* _WRITTEN REQUEST_: Omit all images, then return the remaining material exactly as it stands.

* _PROVIDED DATA_:
— begin —

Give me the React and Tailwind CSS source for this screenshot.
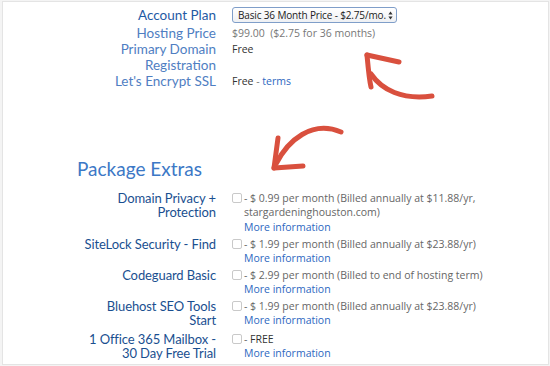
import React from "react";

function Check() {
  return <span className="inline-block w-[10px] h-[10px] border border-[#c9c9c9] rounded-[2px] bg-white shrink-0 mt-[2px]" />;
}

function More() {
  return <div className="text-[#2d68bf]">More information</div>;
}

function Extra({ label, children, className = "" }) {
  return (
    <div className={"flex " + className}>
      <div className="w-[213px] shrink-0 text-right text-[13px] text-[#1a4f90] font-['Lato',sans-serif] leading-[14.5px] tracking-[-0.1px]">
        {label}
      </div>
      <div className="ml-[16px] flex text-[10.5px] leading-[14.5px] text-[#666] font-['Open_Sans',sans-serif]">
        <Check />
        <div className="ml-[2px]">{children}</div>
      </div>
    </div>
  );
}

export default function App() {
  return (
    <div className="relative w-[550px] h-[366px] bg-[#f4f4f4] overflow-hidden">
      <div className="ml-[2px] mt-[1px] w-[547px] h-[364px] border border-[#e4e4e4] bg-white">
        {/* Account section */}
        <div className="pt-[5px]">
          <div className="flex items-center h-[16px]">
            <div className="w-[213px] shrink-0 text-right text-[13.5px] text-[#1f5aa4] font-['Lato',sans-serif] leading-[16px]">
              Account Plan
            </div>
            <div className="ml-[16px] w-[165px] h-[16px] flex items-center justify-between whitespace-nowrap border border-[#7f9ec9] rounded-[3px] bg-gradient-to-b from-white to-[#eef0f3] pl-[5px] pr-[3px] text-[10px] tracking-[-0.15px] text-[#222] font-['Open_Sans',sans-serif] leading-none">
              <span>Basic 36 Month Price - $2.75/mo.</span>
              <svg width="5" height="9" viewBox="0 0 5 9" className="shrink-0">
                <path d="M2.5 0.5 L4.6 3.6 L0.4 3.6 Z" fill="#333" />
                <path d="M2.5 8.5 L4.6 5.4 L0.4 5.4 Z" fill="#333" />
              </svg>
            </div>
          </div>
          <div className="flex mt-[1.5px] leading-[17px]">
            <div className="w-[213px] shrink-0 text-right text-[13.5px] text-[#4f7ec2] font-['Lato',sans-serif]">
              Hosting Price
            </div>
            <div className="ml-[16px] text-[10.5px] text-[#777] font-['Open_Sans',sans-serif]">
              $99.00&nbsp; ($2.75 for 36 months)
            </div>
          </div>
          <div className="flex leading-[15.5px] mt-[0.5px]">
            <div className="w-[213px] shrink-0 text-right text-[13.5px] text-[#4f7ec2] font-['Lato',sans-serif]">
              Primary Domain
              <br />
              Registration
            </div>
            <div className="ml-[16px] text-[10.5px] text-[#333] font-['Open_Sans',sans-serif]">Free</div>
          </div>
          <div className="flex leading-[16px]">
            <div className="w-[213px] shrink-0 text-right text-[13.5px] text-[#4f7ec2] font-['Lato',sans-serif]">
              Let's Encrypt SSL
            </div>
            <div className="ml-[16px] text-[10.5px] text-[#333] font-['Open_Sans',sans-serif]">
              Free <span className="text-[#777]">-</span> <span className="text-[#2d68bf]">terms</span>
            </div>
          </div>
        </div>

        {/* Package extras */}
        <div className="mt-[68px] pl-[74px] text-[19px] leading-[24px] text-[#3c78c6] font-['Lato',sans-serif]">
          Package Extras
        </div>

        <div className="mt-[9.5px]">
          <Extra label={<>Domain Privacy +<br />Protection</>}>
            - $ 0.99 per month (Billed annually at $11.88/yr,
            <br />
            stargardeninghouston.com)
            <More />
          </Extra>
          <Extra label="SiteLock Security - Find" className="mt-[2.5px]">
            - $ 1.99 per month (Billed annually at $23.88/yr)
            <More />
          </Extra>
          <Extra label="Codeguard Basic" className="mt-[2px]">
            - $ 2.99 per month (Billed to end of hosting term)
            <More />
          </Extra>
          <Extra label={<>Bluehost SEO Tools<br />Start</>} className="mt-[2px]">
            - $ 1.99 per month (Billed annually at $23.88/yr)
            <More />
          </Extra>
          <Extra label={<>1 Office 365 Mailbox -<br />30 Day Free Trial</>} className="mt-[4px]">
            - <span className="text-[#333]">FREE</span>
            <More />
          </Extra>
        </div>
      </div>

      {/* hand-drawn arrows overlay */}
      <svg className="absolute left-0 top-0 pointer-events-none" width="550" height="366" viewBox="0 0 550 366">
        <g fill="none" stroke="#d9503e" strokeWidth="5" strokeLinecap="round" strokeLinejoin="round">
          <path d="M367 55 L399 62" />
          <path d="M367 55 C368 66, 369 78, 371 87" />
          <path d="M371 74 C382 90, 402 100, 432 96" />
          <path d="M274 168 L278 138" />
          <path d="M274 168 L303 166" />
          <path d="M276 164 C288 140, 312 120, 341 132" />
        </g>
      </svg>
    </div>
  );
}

— end —

* _RESULT OF THIS EXERCISE_:
Give me the React and Tailwind CSS source for this screenshot.
import React from "react";

function Check() {
  return <span className="inline-block w-[10px] h-[10px] border border-[#c9c9c9] rounded-[2px] bg-white shrink-0 mt-[2px]" />;
}

function More() {
  return <div className="text-[#2d68bf]">More information</div>;
}

function Extra({ label, children, className = "" }) {
  return (
    <div className={"flex " + className}>
      <div className="w-[213px] shrink-0 text-right text-[13px] text-[#1a4f90] font-['Lato',sans-serif] leading-[14.5px] tracking-[-0.1px]">
        {label}
      </div>
      <div className="ml-[16px] flex text-[10.5px] leading-[14.5px] text-[#666] font-['Open_Sans',sans-serif]">
        <Check />
        <div className="ml-[2px]">{children}</div>
      </div>
    </div>
  );
}

export default function App() {
  return (
    <div className="relative w-[550px] h-[366px] bg-[#f4f4f4] overflow-hidden">
      <div className="ml-[2px] mt-[1px] w-[547px] h-[364px] border border-[#e4e4e4] bg-white">
        {/* Account section */}
        <div className="pt-[5px]">
          <div className="flex items-center h-[16px]">
            <div className="w-[213px] shrink-0 text-right text-[13.5px] text-[#1f5aa4] font-['Lato',sans-serif] leading-[16px]">
              Account Plan
            </div>
            <div className="ml-[16px] w-[165px] h-[16px] flex items-center justify-between whitespace-nowrap border border-[#7f9ec9] rounded-[3px] bg-gradient-to-b from-white to-[#eef0f3] pl-[5px] pr-[3px] text-[10px] tracking-[-0.15px] text-[#222] font-['Open_Sans',sans-serif] leading-none">
              <span>Basic 36 Month Price - $2.75/mo.</span>
              <svg width="5" height="9" viewBox="0 0 5 9" className="shrink-0">
                <path d="M2.5 0.5 L4.6 3.6 L0.4 3.6 Z" fill="#333" />
                <path d="M2.5 8.5 L4.6 5.4 L0.4 5.4 Z" fill="#333" />
              </svg>
            </div>
          </div>
          <div className="flex mt-[1.5px] leading-[17px]">
            <div className="w-[213px] shrink-0 text-right text-[13.5px] text-[#4f7ec2] font-['Lato',sans-serif]">
              Hosting Price
            </div>
            <div className="ml-[16px] text-[10.5px] text-[#777] font-['Open_Sans',sans-serif]">
              $99.00&nbsp; ($2.75 for 36 months)
            </div>
          </div>
          <div className="flex leading-[15.5px] mt-[0.5px]">
            <div className="w-[213px] shrink-0 text-right text-[13.5px] text-[#4f7ec2] font-['Lato',sans-serif]">
              Primary Domain
              <br />
              Registration
            </div>
            <div className="ml-[16px] text-[10.5px] text-[#333] font-['Open_Sans',sans-serif]">Free</div>
          </div>
          <div className="flex leading-[16px]">
            <div className="w-[213px] shrink-0 text-right text-[13.5px] text-[#4f7ec2] font-['Lato',sans-serif]">
              Let's Encrypt SSL
            </div>
            <div className="ml-[16px] text-[10.5px] text-[#333] font-['Open_Sans',sans-serif]">
              Free <span className="text-[#777]">-</span> <span className="text-[#2d68bf]">terms</span>
            </div>
          </div>
        </div>

        {/* Package extras */}
        <div className="mt-[68px] pl-[74px] text-[19px] leading-[24px] text-[#3c78c6] font-['Lato',sans-serif]">
          Package Extras
        </div>

        <div className="mt-[9.5px]">
          <Extra label={<>Domain Privacy +<br />Protection</>}>
            - $ 0.99 per month (Billed annually at $11.88/yr,
            <br />
            stargardeninghouston.com)
            <More />
          </Extra>
          <Extra label="SiteLock Security - Find" className="mt-[2.5px]">
            - $ 1.99 per month (Billed annually at $23.88/yr)
            <More />
          </Extra>
          <Extra label="Codeguard Basic" className="mt-[2px]">
            - $ 2.99 per month (Billed to end of hosting term)
            <More />
          </Extra>
          <Extra label={<>Bluehost SEO Tools<br />Start</>} className="mt-[2px]">
            - $ 1.99 per month (Billed annually at $23.88/yr)
            <More />
          </Extra>
          <Extra label={<>1 Office 365 Mailbox -<br />30 Day Free Trial</>} className="mt-[4px]">
            - <span className="text-[#333]">FREE</span>
            <More />
          </Extra>
        </div>
      </div>

      {/* hand-drawn arrows overlay */}
      <svg className="absolute left-0 top-0 pointer-events-none" width="550" height="366" viewBox="0 0 550 366">
        <g fill="none" stroke="#d9503e" strokeWidth="5" strokeLinecap="round" strokeLinejoin="round">
          <path d="M367 55 L399 62" />
          <path d="M367 55 C368 66, 369 78, 371 87" />
          <path d="M371 74 C382 90, 402 100, 432 96" />
          <path d="M274 168 L278 138" />
          <path d="M274 168 L303 166" />
          <path d="M276 164 C288 140, 312 120, 341 132" />
        </g>
      </svg>
    </div>
  );
}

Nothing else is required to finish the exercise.